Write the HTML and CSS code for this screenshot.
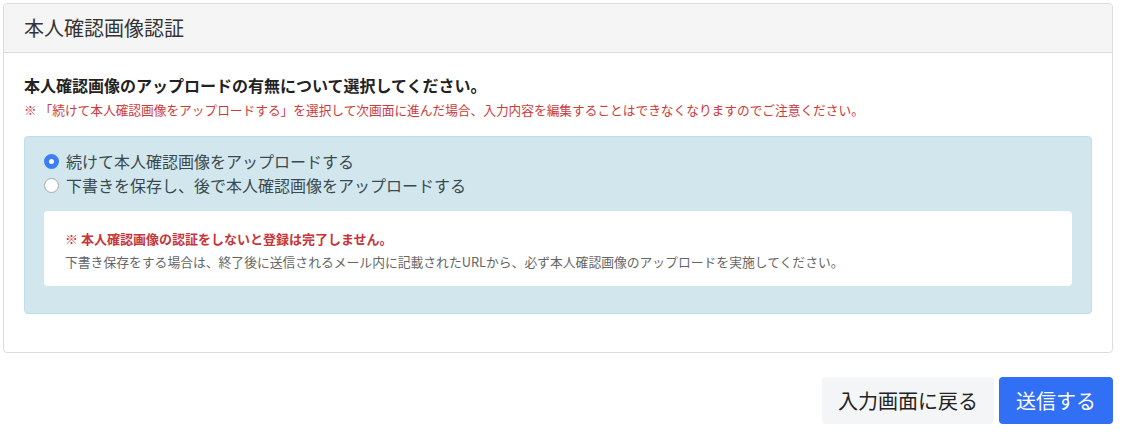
FILE: index.html
```html
<!doctype html>
<html lang="ja">
  <head>
    <meta charset="utf-8">
    <meta name="viewport" content="width=device-width, initial-scale=1">
    <title>本人確認画像認証</title>
    <link rel="stylesheet" href="styles.css">
  </head>
  <body>
    <div class="page">
      <section class="card">
        <h2 class="card-header">本人確認画像認証</h2>
        <div class="card-body">
          <p class="lead">本人確認画像のアップロードの有無について選択してください。</p>
          <p class="note">※ 「続けて本人確認画像をアップロードする」を選択して次画面に進んだ場合、入力内容を編集することはできなくなりますのでご注意ください。</p>

          <div class="alert">
            <label class="radio">
              <input type="radio" name="upload" checked>
              <span>続けて本人確認画像をアップロードする</span>
            </label>
            <label class="radio">
              <input type="radio" name="upload">
              <span>下書きを保存し、後で本人確認画像をアップロードする</span>
            </label>

            <div class="info-box">
              <p class="warn">※ 本人確認画像の認証をしないと登録は完了しません。</p>
              <p class="desc">下書き保存をする場合は、終了後に送信されるメール内に記載されたURLから、必ず本人確認画像のアップロードを実施してください。</p>
            </div>
          </div>
        </div>
      </section>

      <div class="actions">
        <button class="btn btn-back" type="button">入力画面に戻る</button>
        <button class="btn btn-submit" type="submit">送信する</button>
      </div>
    </div>
  </body>
</html>
```

FILE: styles.css
```css
body {
  margin: 0;
  background: #fff;
  color: #222;
  font-family: "Noto Sans CJK JP", "Noto Sans", sans-serif;
}
.page {
  padding: 3px 10px 0 3px;
}
.card {
  border: 1px solid #dcdcdc;
  border-radius: 4px;
  background: #fff;
}
.card-header {
  margin: 0;
  padding: 0 20px;
  height: 48px;
  line-height: 48px;
  font-size: 20px;
  font-weight: normal;
  color: #333;
  background: #f5f5f5;
  border-bottom: 1px solid #dcdcdc;
  border-radius: 4px 4px 0 0;
}
.card-body {
  padding: 21px 20px 38px;
}
.lead {
  margin: 0;
  font-size: 16px;
  font-weight: bold;
  line-height: 22px;
  color: #222;
}
.note {
  margin: 5px 0 0;
  font-size: 12.7px;
  line-height: 18px;
  color: #cc3a3a;
}
.alert {
  margin-top: 17px;
  padding: 12px 19px 27px;
  background: #d1e7ed;
  border: 1px solid #bedfe7;
  border-radius: 4px;
}
.radio {
  display: flex;
  align-items: center;
  gap: 7px;
  font-size: 16px;
  line-height: 24px;
  color: #3a4950;
}
.radio input {
  appearance: none;
  margin: 0;
  width: 15px;
  height: 15px;
  border: 1px solid #a8a8a8;
  border-radius: 50%;
  background: #fff;
}
.radio input:checked {
  border: 5px solid #3d7ff2;
  background: #fff;
}
.info-box {
  margin-top: 14px;
  padding: 18px 21px 14px;
  background: #fff;
  border-radius: 4px;
}
.warn {
  margin: 0;
  font-size: 13px;
  font-weight: bold;
  line-height: 20px;
  color: #c7353b;
}
.desc {
  margin: 3px 0 0;
  font-size: 12.8px;
  line-height: 20px;
  color: #666;
}
.actions {
  display: flex;
  justify-content: flex-end;
  gap: 5px;
  margin-top: 24px;
}
.btn {
  height: 47px;
  border: none;
  border-radius: 4px;
  font-family: inherit;
  font-size: 20px;
}
.btn-back {
  padding: 0 16px;
  background: #f4f5f7;
  color: #222;
}
.btn-submit {
  padding: 0 17px;
  background: #316ff5;
  color: #fff;
}
```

-------

(Problem requirements) Output the data exactly. Pictures don't belong in the result.

(Written solution)
Write the HTML and CSS code for this screenshot.
FILE: index.html
```html
<!doctype html>
<html lang="ja">
  <head>
    <meta charset="utf-8">
    <meta name="viewport" content="width=device-width, initial-scale=1">
    <title>本人確認画像認証</title>
    <link rel="stylesheet" href="styles.css">
  </head>
  <body>
    <div class="page">
      <section class="card">
        <h2 class="card-header">本人確認画像認証</h2>
        <div class="card-body">
          <p class="lead">本人確認画像のアップロードの有無について選択してください。</p>
          <p class="note">※ 「続けて本人確認画像をアップロードする」を選択して次画面に進んだ場合、入力内容を編集することはできなくなりますのでご注意ください。</p>

          <div class="alert">
            <label class="radio">
              <input type="radio" name="upload" checked>
              <span>続けて本人確認画像をアップロードする</span>
            </label>
            <label class="radio">
              <input type="radio" name="upload">
              <span>下書きを保存し、後で本人確認画像をアップロードする</span>
            </label>

            <div class="info-box">
              <p class="warn">※ 本人確認画像の認証をしないと登録は完了しません。</p>
              <p class="desc">下書き保存をする場合は、終了後に送信されるメール内に記載されたURLから、必ず本人確認画像のアップロードを実施してください。</p>
            </div>
          </div>
        </div>
      </section>

      <div class="actions">
        <button class="btn btn-back" type="button">入力画面に戻る</button>
        <button class="btn btn-submit" type="submit">送信する</button>
      </div>
    </div>
  </body>
</html>
```

FILE: styles.css
```css
body {
  margin: 0;
  background: #fff;
  color: #222;
  font-family: "Noto Sans CJK JP", "Noto Sans", sans-serif;
}
.page {
  padding: 3px 10px 0 3px;
}
.card {
  border: 1px solid #dcdcdc;
  border-radius: 4px;
  background: #fff;
}
.card-header {
  margin: 0;
  padding: 0 20px;
  height: 48px;
  line-height: 48px;
  font-size: 20px;
  font-weight: normal;
  color: #333;
  background: #f5f5f5;
  border-bottom: 1px solid #dcdcdc;
  border-radius: 4px 4px 0 0;
}
.card-body {
  padding: 21px 20px 38px;
}
.lead {
  margin: 0;
  font-size: 16px;
  font-weight: bold;
  line-height: 22px;
  color: #222;
}
.note {
  margin: 5px 0 0;
  font-size: 12.7px;
  line-height: 18px;
  color: #cc3a3a;
}
.alert {
  margin-top: 17px;
  padding: 12px 19px 27px;
  background: #d1e7ed;
  border: 1px solid #bedfe7;
  border-radius: 4px;
}
.radio {
  display: flex;
  align-items: center;
  gap: 7px;
  font-size: 16px;
  line-height: 24px;
  color: #3a4950;
}
.radio input {
  appearance: none;
  margin: 0;
  width: 15px;
  height: 15px;
  border: 1px solid #a8a8a8;
  border-radius: 50%;
  background: #fff;
}
.radio input:checked {
  border: 5px solid #3d7ff2;
  background: #fff;
}
.info-box {
  margin-top: 14px;
  padding: 18px 21px 14px;
  background: #fff;
  border-radius: 4px;
}
.warn {
  margin: 0;
  font-size: 13px;
  font-weight: bold;
  line-height: 20px;
  color: #c7353b;
}
.desc {
  margin: 3px 0 0;
  font-size: 12.8px;
  line-height: 20px;
  color: #666;
}
.actions {
  display: flex;
  justify-content: flex-end;
  gap: 5px;
  margin-top: 24px;
}
.btn {
  height: 47px;
  border: none;
  border-radius: 4px;
  font-family: inherit;
  font-size: 20px;
}
.btn-back {
  padding: 0 16px;
  background: #f4f5f7;
  color: #222;
}
.btn-submit {
  padding: 0 17px;
  background: #316ff5;
  color: #fff;
}
```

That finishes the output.